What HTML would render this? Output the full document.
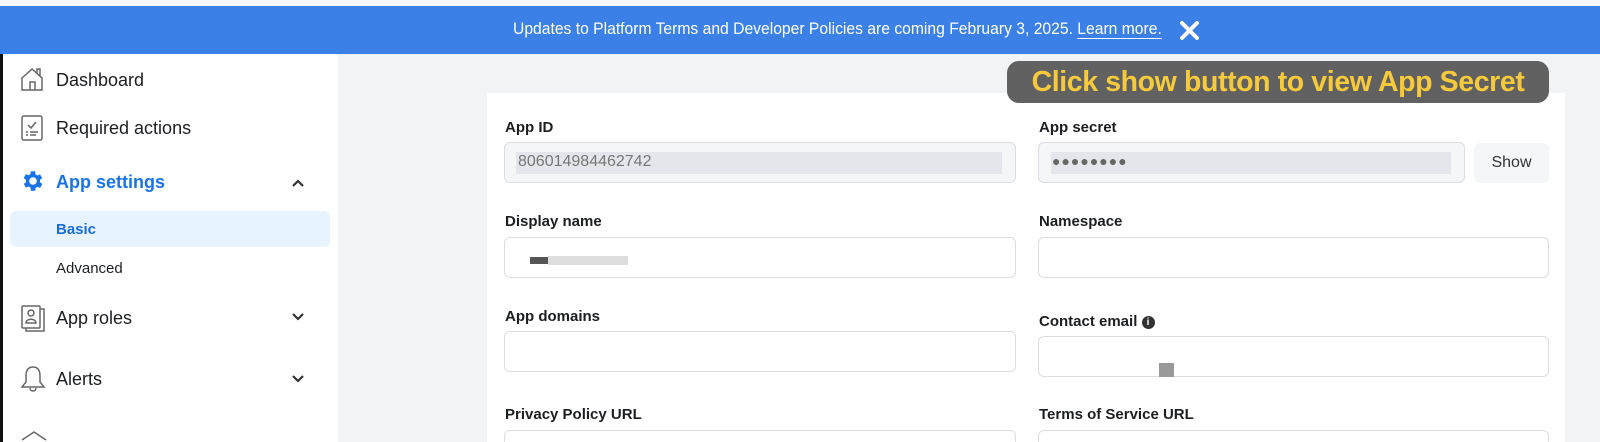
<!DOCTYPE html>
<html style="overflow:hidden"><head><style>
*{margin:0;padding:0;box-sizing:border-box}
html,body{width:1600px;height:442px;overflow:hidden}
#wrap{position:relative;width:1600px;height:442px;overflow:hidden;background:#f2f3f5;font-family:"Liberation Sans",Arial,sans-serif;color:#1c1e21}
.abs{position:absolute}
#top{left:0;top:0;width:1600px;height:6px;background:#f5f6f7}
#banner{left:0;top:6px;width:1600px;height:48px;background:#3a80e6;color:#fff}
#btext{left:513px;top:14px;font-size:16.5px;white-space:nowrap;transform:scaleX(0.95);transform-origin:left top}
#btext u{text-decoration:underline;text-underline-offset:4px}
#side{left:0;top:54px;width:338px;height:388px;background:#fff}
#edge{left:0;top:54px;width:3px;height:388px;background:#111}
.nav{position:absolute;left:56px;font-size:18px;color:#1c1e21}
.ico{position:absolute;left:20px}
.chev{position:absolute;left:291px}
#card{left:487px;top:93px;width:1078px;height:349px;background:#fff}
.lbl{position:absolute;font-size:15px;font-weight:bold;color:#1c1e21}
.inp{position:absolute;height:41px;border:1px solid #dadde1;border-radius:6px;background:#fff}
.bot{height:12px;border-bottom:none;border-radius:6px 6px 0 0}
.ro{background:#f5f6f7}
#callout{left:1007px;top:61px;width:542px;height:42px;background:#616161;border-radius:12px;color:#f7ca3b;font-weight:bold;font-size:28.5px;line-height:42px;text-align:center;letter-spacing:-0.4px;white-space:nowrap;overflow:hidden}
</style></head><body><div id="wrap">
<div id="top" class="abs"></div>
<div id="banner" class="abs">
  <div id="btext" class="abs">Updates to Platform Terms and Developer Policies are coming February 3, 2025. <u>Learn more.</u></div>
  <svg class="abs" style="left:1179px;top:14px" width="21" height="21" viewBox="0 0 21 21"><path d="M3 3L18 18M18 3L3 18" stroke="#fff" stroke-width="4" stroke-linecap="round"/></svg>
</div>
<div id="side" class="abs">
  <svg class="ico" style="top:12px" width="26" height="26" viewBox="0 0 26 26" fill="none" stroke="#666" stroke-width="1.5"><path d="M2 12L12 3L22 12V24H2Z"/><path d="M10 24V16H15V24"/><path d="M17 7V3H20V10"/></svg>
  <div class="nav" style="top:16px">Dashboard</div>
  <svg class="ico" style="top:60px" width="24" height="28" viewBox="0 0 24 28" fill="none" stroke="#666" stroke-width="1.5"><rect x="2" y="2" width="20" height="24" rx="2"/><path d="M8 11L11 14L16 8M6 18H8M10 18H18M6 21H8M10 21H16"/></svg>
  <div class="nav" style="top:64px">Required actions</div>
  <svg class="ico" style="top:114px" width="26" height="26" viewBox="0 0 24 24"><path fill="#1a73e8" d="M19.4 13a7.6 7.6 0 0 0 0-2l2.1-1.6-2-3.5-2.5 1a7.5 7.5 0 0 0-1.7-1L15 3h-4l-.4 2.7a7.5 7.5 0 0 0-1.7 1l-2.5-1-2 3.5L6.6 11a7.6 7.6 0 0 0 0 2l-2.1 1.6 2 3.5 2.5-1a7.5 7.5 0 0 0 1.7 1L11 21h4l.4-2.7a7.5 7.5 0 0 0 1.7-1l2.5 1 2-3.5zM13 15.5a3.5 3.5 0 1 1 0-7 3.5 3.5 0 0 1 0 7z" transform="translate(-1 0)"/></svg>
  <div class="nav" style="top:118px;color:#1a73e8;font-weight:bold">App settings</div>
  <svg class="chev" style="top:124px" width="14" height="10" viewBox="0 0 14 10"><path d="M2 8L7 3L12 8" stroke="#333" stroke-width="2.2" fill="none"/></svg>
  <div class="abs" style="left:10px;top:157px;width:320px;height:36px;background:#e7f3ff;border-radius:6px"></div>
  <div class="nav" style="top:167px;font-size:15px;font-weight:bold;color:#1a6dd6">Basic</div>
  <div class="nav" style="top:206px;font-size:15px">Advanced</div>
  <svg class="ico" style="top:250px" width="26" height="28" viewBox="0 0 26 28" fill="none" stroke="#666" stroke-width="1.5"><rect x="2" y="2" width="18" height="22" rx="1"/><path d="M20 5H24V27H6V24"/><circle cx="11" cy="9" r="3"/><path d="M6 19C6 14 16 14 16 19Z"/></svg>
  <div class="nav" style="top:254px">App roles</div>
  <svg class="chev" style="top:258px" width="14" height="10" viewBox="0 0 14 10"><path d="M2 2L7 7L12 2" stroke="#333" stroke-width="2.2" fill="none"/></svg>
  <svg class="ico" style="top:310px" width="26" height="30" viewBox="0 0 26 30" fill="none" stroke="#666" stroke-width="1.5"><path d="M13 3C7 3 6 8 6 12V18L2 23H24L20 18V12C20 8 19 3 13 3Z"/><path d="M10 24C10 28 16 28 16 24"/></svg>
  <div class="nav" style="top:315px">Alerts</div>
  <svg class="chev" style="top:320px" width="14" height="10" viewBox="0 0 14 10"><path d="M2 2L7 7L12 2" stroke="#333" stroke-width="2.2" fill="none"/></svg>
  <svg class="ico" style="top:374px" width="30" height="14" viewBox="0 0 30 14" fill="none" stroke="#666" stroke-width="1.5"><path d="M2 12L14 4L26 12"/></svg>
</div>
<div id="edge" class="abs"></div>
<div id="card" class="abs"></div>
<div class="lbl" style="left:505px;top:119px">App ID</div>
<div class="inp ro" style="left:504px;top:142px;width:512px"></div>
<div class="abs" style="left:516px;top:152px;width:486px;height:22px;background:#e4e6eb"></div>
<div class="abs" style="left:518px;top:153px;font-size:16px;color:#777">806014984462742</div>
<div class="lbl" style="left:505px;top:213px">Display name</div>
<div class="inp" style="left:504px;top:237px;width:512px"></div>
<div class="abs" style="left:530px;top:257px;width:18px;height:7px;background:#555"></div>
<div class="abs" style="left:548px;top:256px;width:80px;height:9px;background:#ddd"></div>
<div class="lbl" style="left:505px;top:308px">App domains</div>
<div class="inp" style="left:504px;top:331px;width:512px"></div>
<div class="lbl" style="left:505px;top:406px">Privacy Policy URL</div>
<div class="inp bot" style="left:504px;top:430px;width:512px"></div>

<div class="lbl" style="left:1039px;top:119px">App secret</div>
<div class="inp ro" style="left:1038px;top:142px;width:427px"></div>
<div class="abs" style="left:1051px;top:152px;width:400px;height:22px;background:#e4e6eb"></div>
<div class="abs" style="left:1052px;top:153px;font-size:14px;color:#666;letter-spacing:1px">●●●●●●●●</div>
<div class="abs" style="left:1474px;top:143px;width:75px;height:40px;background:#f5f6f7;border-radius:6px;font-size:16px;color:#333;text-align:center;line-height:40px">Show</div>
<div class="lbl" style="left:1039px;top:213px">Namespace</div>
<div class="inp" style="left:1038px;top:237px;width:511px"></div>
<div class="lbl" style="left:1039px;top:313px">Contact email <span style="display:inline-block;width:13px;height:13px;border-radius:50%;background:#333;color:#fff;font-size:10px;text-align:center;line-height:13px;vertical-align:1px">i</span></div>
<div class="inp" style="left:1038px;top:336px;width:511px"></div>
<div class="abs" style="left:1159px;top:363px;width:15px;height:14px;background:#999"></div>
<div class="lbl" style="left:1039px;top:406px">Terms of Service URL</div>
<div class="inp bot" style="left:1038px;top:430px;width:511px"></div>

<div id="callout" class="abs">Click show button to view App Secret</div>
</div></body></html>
===============
## Goal
Copy out the whole listing exactly, and don't carry over any pictures.

## Answer to this problem
What HTML would render this? Output the full document.
<!DOCTYPE html>
<html style="overflow:hidden"><head><style>
*{margin:0;padding:0;box-sizing:border-box}
html,body{width:1600px;height:442px;overflow:hidden}
#wrap{position:relative;width:1600px;height:442px;overflow:hidden;background:#f2f3f5;font-family:"Liberation Sans",Arial,sans-serif;color:#1c1e21}
.abs{position:absolute}
#top{left:0;top:0;width:1600px;height:6px;background:#f5f6f7}
#banner{left:0;top:6px;width:1600px;height:48px;background:#3a80e6;color:#fff}
#btext{left:513px;top:14px;font-size:16.5px;white-space:nowrap;transform:scaleX(0.95);transform-origin:left top}
#btext u{text-decoration:underline;text-underline-offset:4px}
#side{left:0;top:54px;width:338px;height:388px;background:#fff}
#edge{left:0;top:54px;width:3px;height:388px;background:#111}
.nav{position:absolute;left:56px;font-size:18px;color:#1c1e21}
.ico{position:absolute;left:20px}
.chev{position:absolute;left:291px}
#card{left:487px;top:93px;width:1078px;height:349px;background:#fff}
.lbl{position:absolute;font-size:15px;font-weight:bold;color:#1c1e21}
.inp{position:absolute;height:41px;border:1px solid #dadde1;border-radius:6px;background:#fff}
.bot{height:12px;border-bottom:none;border-radius:6px 6px 0 0}
.ro{background:#f5f6f7}
#callout{left:1007px;top:61px;width:542px;height:42px;background:#616161;border-radius:12px;color:#f7ca3b;font-weight:bold;font-size:28.5px;line-height:42px;text-align:center;letter-spacing:-0.4px;white-space:nowrap;overflow:hidden}
</style></head><body><div id="wrap">
<div id="top" class="abs"></div>
<div id="banner" class="abs">
  <div id="btext" class="abs">Updates to Platform Terms and Developer Policies are coming February 3, 2025. <u>Learn more.</u></div>
  <svg class="abs" style="left:1179px;top:14px" width="21" height="21" viewBox="0 0 21 21"><path d="M3 3L18 18M18 3L3 18" stroke="#fff" stroke-width="4" stroke-linecap="round"/></svg>
</div>
<div id="side" class="abs">
  <svg class="ico" style="top:12px" width="26" height="26" viewBox="0 0 26 26" fill="none" stroke="#666" stroke-width="1.5"><path d="M2 12L12 3L22 12V24H2Z"/><path d="M10 24V16H15V24"/><path d="M17 7V3H20V10"/></svg>
  <div class="nav" style="top:16px">Dashboard</div>
  <svg class="ico" style="top:60px" width="24" height="28" viewBox="0 0 24 28" fill="none" stroke="#666" stroke-width="1.5"><rect x="2" y="2" width="20" height="24" rx="2"/><path d="M8 11L11 14L16 8M6 18H8M10 18H18M6 21H8M10 21H16"/></svg>
  <div class="nav" style="top:64px">Required actions</div>
  <svg class="ico" style="top:114px" width="26" height="26" viewBox="0 0 24 24"><path fill="#1a73e8" d="M19.4 13a7.6 7.6 0 0 0 0-2l2.1-1.6-2-3.5-2.5 1a7.5 7.5 0 0 0-1.7-1L15 3h-4l-.4 2.7a7.5 7.5 0 0 0-1.7 1l-2.5-1-2 3.5L6.6 11a7.6 7.6 0 0 0 0 2l-2.1 1.6 2 3.5 2.5-1a7.5 7.5 0 0 0 1.7 1L11 21h4l.4-2.7a7.5 7.5 0 0 0 1.7-1l2.5 1 2-3.5zM13 15.5a3.5 3.5 0 1 1 0-7 3.5 3.5 0 0 1 0 7z" transform="translate(-1 0)"/></svg>
  <div class="nav" style="top:118px;color:#1a73e8;font-weight:bold">App settings</div>
  <svg class="chev" style="top:124px" width="14" height="10" viewBox="0 0 14 10"><path d="M2 8L7 3L12 8" stroke="#333" stroke-width="2.2" fill="none"/></svg>
  <div class="abs" style="left:10px;top:157px;width:320px;height:36px;background:#e7f3ff;border-radius:6px"></div>
  <div class="nav" style="top:167px;font-size:15px;font-weight:bold;color:#1a6dd6">Basic</div>
  <div class="nav" style="top:206px;font-size:15px">Advanced</div>
  <svg class="ico" style="top:250px" width="26" height="28" viewBox="0 0 26 28" fill="none" stroke="#666" stroke-width="1.5"><rect x="2" y="2" width="18" height="22" rx="1"/><path d="M20 5H24V27H6V24"/><circle cx="11" cy="9" r="3"/><path d="M6 19C6 14 16 14 16 19Z"/></svg>
  <div class="nav" style="top:254px">App roles</div>
  <svg class="chev" style="top:258px" width="14" height="10" viewBox="0 0 14 10"><path d="M2 2L7 7L12 2" stroke="#333" stroke-width="2.2" fill="none"/></svg>
  <svg class="ico" style="top:310px" width="26" height="30" viewBox="0 0 26 30" fill="none" stroke="#666" stroke-width="1.5"><path d="M13 3C7 3 6 8 6 12V18L2 23H24L20 18V12C20 8 19 3 13 3Z"/><path d="M10 24C10 28 16 28 16 24"/></svg>
  <div class="nav" style="top:315px">Alerts</div>
  <svg class="chev" style="top:320px" width="14" height="10" viewBox="0 0 14 10"><path d="M2 2L7 7L12 2" stroke="#333" stroke-width="2.2" fill="none"/></svg>
  <svg class="ico" style="top:374px" width="30" height="14" viewBox="0 0 30 14" fill="none" stroke="#666" stroke-width="1.5"><path d="M2 12L14 4L26 12"/></svg>
</div>
<div id="edge" class="abs"></div>
<div id="card" class="abs"></div>
<div class="lbl" style="left:505px;top:119px">App ID</div>
<div class="inp ro" style="left:504px;top:142px;width:512px"></div>
<div class="abs" style="left:516px;top:152px;width:486px;height:22px;background:#e4e6eb"></div>
<div class="abs" style="left:518px;top:153px;font-size:16px;color:#777">806014984462742</div>
<div class="lbl" style="left:505px;top:213px">Display name</div>
<div class="inp" style="left:504px;top:237px;width:512px"></div>
<div class="abs" style="left:530px;top:257px;width:18px;height:7px;background:#555"></div>
<div class="abs" style="left:548px;top:256px;width:80px;height:9px;background:#ddd"></div>
<div class="lbl" style="left:505px;top:308px">App domains</div>
<div class="inp" style="left:504px;top:331px;width:512px"></div>
<div class="lbl" style="left:505px;top:406px">Privacy Policy URL</div>
<div class="inp bot" style="left:504px;top:430px;width:512px"></div>

<div class="lbl" style="left:1039px;top:119px">App secret</div>
<div class="inp ro" style="left:1038px;top:142px;width:427px"></div>
<div class="abs" style="left:1051px;top:152px;width:400px;height:22px;background:#e4e6eb"></div>
<div class="abs" style="left:1052px;top:153px;font-size:14px;color:#666;letter-spacing:1px">●●●●●●●●</div>
<div class="abs" style="left:1474px;top:143px;width:75px;height:40px;background:#f5f6f7;border-radius:6px;font-size:16px;color:#333;text-align:center;line-height:40px">Show</div>
<div class="lbl" style="left:1039px;top:213px">Namespace</div>
<div class="inp" style="left:1038px;top:237px;width:511px"></div>
<div class="lbl" style="left:1039px;top:313px">Contact email <span style="display:inline-block;width:13px;height:13px;border-radius:50%;background:#333;color:#fff;font-size:10px;text-align:center;line-height:13px;vertical-align:1px">i</span></div>
<div class="inp" style="left:1038px;top:336px;width:511px"></div>
<div class="abs" style="left:1159px;top:363px;width:15px;height:14px;background:#999"></div>
<div class="lbl" style="left:1039px;top:406px">Terms of Service URL</div>
<div class="inp bot" style="left:1038px;top:430px;width:511px"></div>

<div id="callout" class="abs">Click show button to view App Secret</div>
</div></body></html>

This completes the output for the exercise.